A new mechanism for nucleation of {112¯2}〈112¯3¯〉 twinning via interaction of {112¯1}〈112¯6¯〉 twin variants in hexagonal close-packed metals

Twin nucleation in high symmetry cubic structures is closely related to the activities of dissociated lattice dislocations. However, in low symmetry hexagonal close-packed (HCP) metals, the nucleation mechanisms for deformation twinning remain largely unclear.

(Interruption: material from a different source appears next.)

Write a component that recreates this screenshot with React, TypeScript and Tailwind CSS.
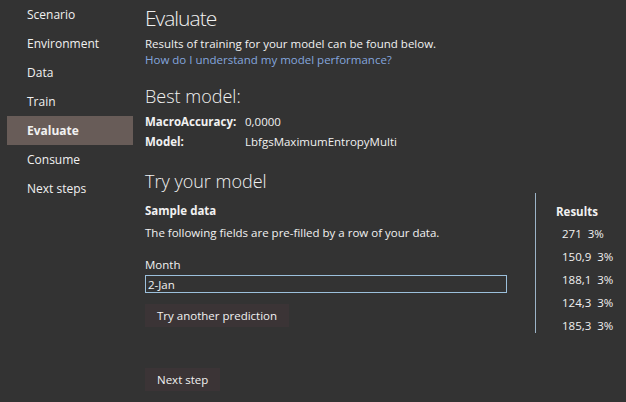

In this work, we conduct atomistic simulations and uncover a new mechanism for nucleation of $\left\{11\overline{2}2\right\}〈11\overline{2}\overline{3}〉$ twinning which is an important mode in some HCP metals such as titanium and zirconium. Our simulations show that a coherent $\left\{11\overline{2}2\right\}$ twin boundary can be formed as a result of twin-twin interaction between co-zone $\left\{11\overline{2}1\right\}$ twin variants. During deformation, three co-zone $\left\{11\overline{2}1\right\}$ twins form first and then interact. Two of the $\left\{11\overline{2}1\right\}$ twin boundaries (TBs) merge into a coherent $\left\{11\overline{2}2\right\}$ TB. This nucleation process does not involve any lattice dislocations or twinning dislocations. Lattice correspondence analyses indicate that such a nucleation process is feasible because all these $\left\{11\overline{2}1\right\}$ and $\left\{11\overline{2}2\right\}$ twins have the same (0001) K₂ plane. The migration of $\left\{11\overline{2}2\right\}$ TB is found to be mediated by the single-layer twinning dislocations.